= Stated task =
Would you set down every entry shown below, precisely as written?

─── Records for this task ───

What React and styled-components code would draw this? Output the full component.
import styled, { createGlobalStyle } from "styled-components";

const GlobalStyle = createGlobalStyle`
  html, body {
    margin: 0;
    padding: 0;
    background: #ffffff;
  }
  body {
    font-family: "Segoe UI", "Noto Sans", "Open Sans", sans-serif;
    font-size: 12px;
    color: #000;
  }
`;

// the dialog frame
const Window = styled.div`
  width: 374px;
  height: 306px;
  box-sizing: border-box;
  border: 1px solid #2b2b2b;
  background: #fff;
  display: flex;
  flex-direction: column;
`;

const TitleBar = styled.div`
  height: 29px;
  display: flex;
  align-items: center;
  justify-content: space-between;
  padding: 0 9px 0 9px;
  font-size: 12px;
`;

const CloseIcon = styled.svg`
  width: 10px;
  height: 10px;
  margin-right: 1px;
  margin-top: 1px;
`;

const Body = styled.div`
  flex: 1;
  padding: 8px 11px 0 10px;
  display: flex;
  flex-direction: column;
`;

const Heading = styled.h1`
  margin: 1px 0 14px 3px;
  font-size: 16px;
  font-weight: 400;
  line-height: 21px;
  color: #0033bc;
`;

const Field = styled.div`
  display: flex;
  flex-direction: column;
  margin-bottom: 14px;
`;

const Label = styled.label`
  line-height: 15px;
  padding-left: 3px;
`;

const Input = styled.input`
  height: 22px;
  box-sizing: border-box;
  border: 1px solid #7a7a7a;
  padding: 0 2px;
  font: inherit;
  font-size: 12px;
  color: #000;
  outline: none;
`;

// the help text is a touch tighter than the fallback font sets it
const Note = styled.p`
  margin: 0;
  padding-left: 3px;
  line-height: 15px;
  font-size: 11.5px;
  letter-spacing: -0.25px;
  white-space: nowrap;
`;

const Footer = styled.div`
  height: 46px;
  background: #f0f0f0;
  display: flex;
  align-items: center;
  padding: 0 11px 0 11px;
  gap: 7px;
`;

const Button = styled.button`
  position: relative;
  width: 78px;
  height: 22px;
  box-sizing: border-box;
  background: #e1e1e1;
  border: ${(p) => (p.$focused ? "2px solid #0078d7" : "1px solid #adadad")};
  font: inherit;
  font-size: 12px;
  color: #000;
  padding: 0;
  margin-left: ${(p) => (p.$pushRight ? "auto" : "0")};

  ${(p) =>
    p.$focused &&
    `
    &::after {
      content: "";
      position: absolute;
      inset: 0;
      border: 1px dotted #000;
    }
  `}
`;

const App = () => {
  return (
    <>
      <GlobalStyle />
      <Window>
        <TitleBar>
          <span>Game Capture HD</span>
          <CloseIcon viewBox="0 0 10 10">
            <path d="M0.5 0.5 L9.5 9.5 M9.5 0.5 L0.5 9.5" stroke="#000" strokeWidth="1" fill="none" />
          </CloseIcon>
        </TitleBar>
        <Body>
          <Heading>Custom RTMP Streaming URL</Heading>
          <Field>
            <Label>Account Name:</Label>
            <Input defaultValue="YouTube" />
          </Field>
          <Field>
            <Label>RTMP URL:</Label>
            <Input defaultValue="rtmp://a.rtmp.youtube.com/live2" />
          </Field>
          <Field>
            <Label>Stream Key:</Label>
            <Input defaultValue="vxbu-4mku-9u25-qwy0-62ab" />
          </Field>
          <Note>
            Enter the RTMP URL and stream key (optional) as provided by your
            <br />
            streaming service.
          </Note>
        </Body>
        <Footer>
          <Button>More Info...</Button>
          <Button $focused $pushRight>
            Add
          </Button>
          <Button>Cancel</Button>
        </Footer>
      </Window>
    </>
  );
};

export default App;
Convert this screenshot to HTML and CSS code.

───

= Exercise answer =
What React and styled-components code would draw this? Output the full component.
import styled, { createGlobalStyle } from "styled-components";

const GlobalStyle = createGlobalStyle`
  html, body {
    margin: 0;
    padding: 0;
    background: #ffffff;
  }
  body {
    font-family: "Segoe UI", "Noto Sans", "Open Sans", sans-serif;
    font-size: 12px;
    color: #000;
  }
`;

// the dialog frame
const Window = styled.div`
  width: 374px;
  height: 306px;
  box-sizing: border-box;
  border: 1px solid #2b2b2b;
  background: #fff;
  display: flex;
  flex-direction: column;
`;

const TitleBar = styled.div`
  height: 29px;
  display: flex;
  align-items: center;
  justify-content: space-between;
  padding: 0 9px 0 9px;
  font-size: 12px;
`;

const CloseIcon = styled.svg`
  width: 10px;
  height: 10px;
  margin-right: 1px;
  margin-top: 1px;
`;

const Body = styled.div`
  flex: 1;
  padding: 8px 11px 0 10px;
  display: flex;
  flex-direction: column;
`;

const Heading = styled.h1`
  margin: 1px 0 14px 3px;
  font-size: 16px;
  font-weight: 400;
  line-height: 21px;
  color: #0033bc;
`;

const Field = styled.div`
  display: flex;
  flex-direction: column;
  margin-bottom: 14px;
`;

const Label = styled.label`
  line-height: 15px;
  padding-left: 3px;
`;

const Input = styled.input`
  height: 22px;
  box-sizing: border-box;
  border: 1px solid #7a7a7a;
  padding: 0 2px;
  font: inherit;
  font-size: 12px;
  color: #000;
  outline: none;
`;

// the help text is a touch tighter than the fallback font sets it
const Note = styled.p`
  margin: 0;
  padding-left: 3px;
  line-height: 15px;
  font-size: 11.5px;
  letter-spacing: -0.25px;
  white-space: nowrap;
`;

const Footer = styled.div`
  height: 46px;
  background: #f0f0f0;
  display: flex;
  align-items: center;
  padding: 0 11px 0 11px;
  gap: 7px;
`;

const Button = styled.button`
  position: relative;
  width: 78px;
  height: 22px;
  box-sizing: border-box;
  background: #e1e1e1;
  border: ${(p) => (p.$focused ? "2px solid #0078d7" : "1px solid #adadad")};
  font: inherit;
  font-size: 12px;
  color: #000;
  padding: 0;
  margin-left: ${(p) => (p.$pushRight ? "auto" : "0")};

  ${(p) =>
    p.$focused &&
    `
    &::after {
      content: "";
      position: absolute;
      inset: 0;
      border: 1px dotted #000;
    }
  `}
`;

const App = () => {
  return (
    <>
      <GlobalStyle />
      <Window>
        <TitleBar>
          <span>Game Capture HD</span>
          <CloseIcon viewBox="0 0 10 10">
            <path d="M0.5 0.5 L9.5 9.5 M9.5 0.5 L0.5 9.5" stroke="#000" strokeWidth="1" fill="none" />
          </CloseIcon>
        </TitleBar>
        <Body>
          <Heading>Custom RTMP Streaming URL</Heading>
          <Field>
            <Label>Account Name:</Label>
            <Input defaultValue="YouTube" />
          </Field>
          <Field>
            <Label>RTMP URL:</Label>
            <Input defaultValue="rtmp://a.rtmp.youtube.com/live2" />
          </Field>
          <Field>
            <Label>Stream Key:</Label>
            <Input defaultValue="vxbu-4mku-9u25-qwy0-62ab" />
          </Field>
          <Note>
            Enter the RTMP URL and stream key (optional) as provided by your
            <br />
            streaming service.
          </Note>
        </Body>
        <Footer>
          <Button>More Info...</Button>
          <Button $focused $pushRight>
            Add
          </Button>
          <Button>Cancel</Button>
        </Footer>
      </Window>
    </>
  );
};

export default App;
Convert this screenshot to HTML and CSS code.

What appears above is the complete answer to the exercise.